Un Referendum con incognite le ragioni del «Sì» e del «No»
Verso la consultazione popolare in ordine sparso. Il risultato determinerà le linee guida del Governo
L’incertezza regna sovrana. Sull’esito del referendum costituzionale, che inciderà o no sulle modifiche alla Carta previste dalla riforma Renzi-Boschi, dopo l’approvazione parlamentare e la richiesta di oltre 500mila firmatari per il SI. Così come previsto dall’iter, in caso di approvazione in aula senza la necessaria maggioranza qualificata. Incertezza sulla data (dipenderà dal giudizio della Corte sulla correttezza delle firme e della richiesta), che deve essere stabilita tra il 50° e il 70° giorno dalla data di indizione. Solo apparentemente è una tecnicalità, visto che molti per il Sì vorrebbero spostare il giorno, per avere più tempo per spiegare nel merito i contenuti e – soprattutto – per recuperare i sostenitori del «SI, se…», che accetterebbero (senza grandi entusiasmi) il plauso alle riforme solo a patto di un cambiamento radicale dell’Italicum. Ma, oltre al consenso politico, rischia di mancare per questo obiettivo anche il tempo.
Incertezza, quindi, soprattutto sul risultato finale, che alcuni sondaggi di metà luglio vedono attestarsi su un sostanziale pareggio, con un leggero prevalere del SI, all’aumentare (sempre molto lento) del fronte di chi decide di non astenersi. Tutto può ancora cambiare, dopo la sempre calda ripresa settembrina.
Sembra invece consolidarsi il quadro delle posizioni delle forze politiche. Il Pd, diviso al suo interno, ha una forte maggioranza (non solo di renziani in senso stretto) che si pronuncia per il SI e una minoranza ancora fredda e distinta, al suo interno, tra chi non vuole sentire neppure parlare di un sostegno di partito (appello per il NO, e non solo di D’Alema & c.), e chi è disposto per il Sì, ma solo dopo una sostanziosa modifica della legge elettorale (uninominale secco o a due turni, o cancellazione del premio di maggioranza, o, al limite, attribuito alla coalizione e non al partito vincente).

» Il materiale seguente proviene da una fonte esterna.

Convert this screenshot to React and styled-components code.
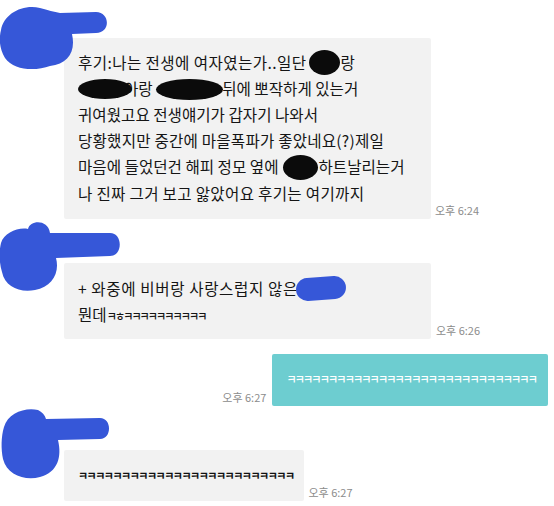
import React from 'react';
import styled, { createGlobalStyle } from 'styled-components';

const Global = createGlobalStyle`
  html, body { margin: 0; padding: 0; background: #ffffff; }
  body { font-family: "Noto Sans CJK KR", "Noto Sans", sans-serif; }
`;

const Page = styled.main`
  width: 554px;
  height: 506px;
  overflow: hidden;
  display: flex;
  flex-direction: column;
  background: #ffffff;
`;

const Group = styled.section`
  position: relative;
  margin-top: ${(p) => p.$top}px;
  padding: 38px 0 0 64px;
  display: flex;
  align-items: flex-end;
`;

const MineRow = styled.section`
  margin-top: ${(p) => p.$top}px;
  padding-right: 6px;
  display: flex;
  justify-content: flex-end;
  align-items: flex-end;
`;

const Scribble = styled.svg`
  position: absolute;
  left: 0;
  top: -10px;
  z-index: 2;
  overflow: visible;
`;

const Bubble = styled.div`
  box-sizing: border-box;
  width: ${(p) => (p.$w ? `${p.$w}px` : 'auto')};
  padding: ${(p) => p.$pad};
  background: #f2f2f2;
  color: #151515;
  font-size: 15.6px;
  line-height: 26px;
  white-space: nowrap;
  border-radius: 2px;
`;

const MineBubble = styled.div`
  box-sizing: border-box;
  height: 52px;
  padding: 0 12px 0 14px;
  display: flex;
  align-items: center;
  background: #6dcdd0;
  color: #ffffff;
  border-radius: 2px;
`;

const ShortBubble = styled.div`
  box-sizing: border-box;
  height: 51px;
  padding: 0 10px 0 14px;
  display: flex;
  align-items: center;
  background: #f2f2f2;
  border-radius: 2px;
`;

const Line = styled.div`
  display: block;
  letter-spacing: ${(p) => p.$ls || 0}px;
`;

const Time = styled.span`
  flex-shrink: 0;
  margin: 0 ${(p) => p.$mr || 0}px 3px ${(p) => p.$ml || 0}px;
  font-size: 11px;
  line-height: 12px;
  color: #8c8c8c;
  white-space: nowrap;
`;

const Kk = styled.span`
  font-size: 11px;
  font-weight: ${(p) => (p.$bold ? 700 : 500)};
  color: ${(p) => p.$color || 'inherit'};
  letter-spacing: ${(p) => p.$ls}px;
  line-height: 1;
  white-space: nowrap;
`;

const Redact = styled.span`
  position: relative;
  z-index: 1;
  display: inline-block;
  vertical-align: middle;
  width: ${(p) => p.$w}px;
  height: ${(p) => p.$h}px;
  margin-left: ${(p) => p.$ml || 0}px;
  margin-right: ${(p) => p.$mr || 0}px;
  margin-top: -4px;
  background: ${(p) => p.$color || '#0b0b0b'};
  border-radius: ${(p) => p.$radius || '50%'};
  transform: rotate(${(p) => p.$rot || 0}deg);
`;

const blue = '#3657d8';

const blobPaths = [
  'M 1 30 C 4 14, 22 4, 40 8 C 48 10, 54 12, 60 13 L 96 12 C 110 12, 111 33, 96 33 L 72 34 C 76 52, 68 64, 50 66 C 36 71, 14 71, 5 58 C -1 48, -1 38, 1 30 Z',
  'M 1 18 C 4 8, 18 2, 28 4 C 30 -5, 48 -6, 50 8 L 110 8 C 123 8, 123 31, 110 31 L 56 33 C 60 48, 52 62, 35 65 C 20 68, 5 62, 2 47 C -1 37, -1 26, 1 18 Z',
  'M 4 15 C 8 1, 25 -5, 38 -2 C 42 0, 45 3, 46 7 L 100 6 C 112 6, 112 27, 100 27 L 58 28 C 62 45, 58 60, 40 65 C 25 69, 7 63, 3 47 C 1 37, 1 25, 4 15 Z',
];

function Blob({ d }) {
  return (
    <Scribble width="125" height="85" viewBox="0 -10 125 85" aria-hidden="true">
      <path d={d} fill={blue} />
    </Scribble>
  );
}

const K = (n) => 'ㅋ'.repeat(n);

export default function App() {
  return (
    <Page>
      <Global />
      <Group $top={0}>
        <Blob d={blobPaths[0]} />
        <Bubble $w={367} $pad="11px 14px 13px 14px">
          <Line $ls={0.4}>
            후기:나는 전생에 여자였는가..일단<Redact $w={31} $h={25} $ml={3} />랑
          </Line>
          <Line>
            <Redact $w={54} $h={20} $mr={-8} />아랑 <Redact $w={67} $h={21} $mr={-1} />뒤에 뽀작하게 있는거
          </Line>
          <Line>귀여웠고요 전생얘기가 갑자기 나와서</Line>
          <Line $ls={0.2}>당황했지만 중간에 마을폭파가 좋았네요(?)제일</Line>
          <Line>
            마음에 들었던건 해피 정모 옆에<Redact $w={35} $h={25} $ml={5} />하트날리는거
          </Line>
          <Line $ls={0.3}>나 진짜 그거 보고 앓았어요 후기는 여기까지</Line>
        </Bubble>
        <Time $ml={4}>오후 6:24</Time>
      </Group>

      <Group $top={6}>
        <Blob d={blobPaths[1]} />
        <Bubble $w={367} $pad="12px 14px 12px 14px">
          <Line $ls={0.6}>
            + 와중에 비버랑 사랑스럽지 않은<Redact $w={50} $h={23} $ml={-2} $color={blue} $rot={-4} $radius="12px" />
          </Line>
          <Line>
            뭔데<Kk $ls={-1.9}>ㅋㅎ{K(10)}</Kk>
          </Line>
        </Bubble>
        <Time $ml={5}>오후 6:26</Time>
      </Group>

      <MineRow $top={15}>
        <Time $mr={6}>오후 6:27</Time>
        <MineBubble>
          <Kk $ls={-1.8} $color="#ffffff">{K(30)}</Kk>
        </MineBubble>
      </MineRow>

      <Group $top={6}>
        <Blob d={blobPaths[2]} />
        <ShortBubble>
          <Kk $ls={-1.5} $bold $color="#111111">{K(25)}</Kk>
        </ShortBubble>
        <Time $ml={5}>오후 6:27</Time>
      </Group>
    </Page>
  );
}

Il resto è una sorta di giudizio (più o meno velato) pro o contro il governo di Renzi, che questa riforma ha fortemente voluto, ma che con un marcato accento sulla sua indisponibilità a continuare la leadership di governo in caso di sconfitta, ha di fatto attirato tutti i malumori delle opposizioni (e non solo di esse) che vogliono semplicemente «mandare a casa» l’esecutivo. Punto e basta. A prescindere dalla necessità di eliminare il bicameralismo che (in modo egualitario e perfetto) attribuisce al momento lo stesso ruolo alle due Camere, con evidenti rallentamenti della produttività legislativa; a prescindere dall’attuale confusione dei compiti legislativi tra Regioni e Stato; a prescindere dalla verità se nel rapporto esecutivo/legislativo si premia, secondo gli avversari della riforma, il primo a discapito del secondo. A prescindere dalle positive novità introdotte sullo stesso istituto del referendum e sull’iniziativa popolare di legge. Senza tener conto, sia detto per inciso, delle conseguenze politiche e istituzionali di una soluzione del genere in un momento internazionale così travagliato come quello che stiamo vivendo.
Non mancano buoni pezzi della società civile che si mobilitano per far riflettere sulle singole questioni. Associazioni come Acli e Azione Cattolica, Città dell’uomo, Agire politicamente o Rosa Bianca (vedi www.c3dem.it), solo per citarne alcune, hanno prodotto documenti e attivato incontri per aiutare nel «discernimento» sui contenuti specifici, con pacatezza e ragionevolezza, ampliando il più possibile il confronto e lasciando ai singoli la scelta finale. E’ «l’importanza di generare processi», ha scritto di recente Matteo Trufelli, presidente dell’Ac.
Ma ci sono anche numerosi appelli del multiforme e assai variegato arcipelago dei Comitati per il NO a schierarsi a «difesa della Costituzione» e della «democrazia minacciata», fino agli ultimi che invitano il Governo ad «astenersi dalla lotta» o a «regalare una Costituzione ai propri figli», nell’idea di trasmettere i valori della Resistenza, o di «adottare» un articolo con un finanziamento di 1000 euro per ciascuno dei 139 che ne formano il testo, al fine di finanziare la campagna. Senza tema di essere contestato: le critiche ci possono essere, perché no, e la discussione non può che essere positiva. Ma credo che un clima da battaglia campale, apocalittico, da fine dell’Italia democratica e civile, non faccia il bene né della buona politica, né della stessa Costituzione. Le vacanze e il meritato riposo aiuteranno a portare consiglio?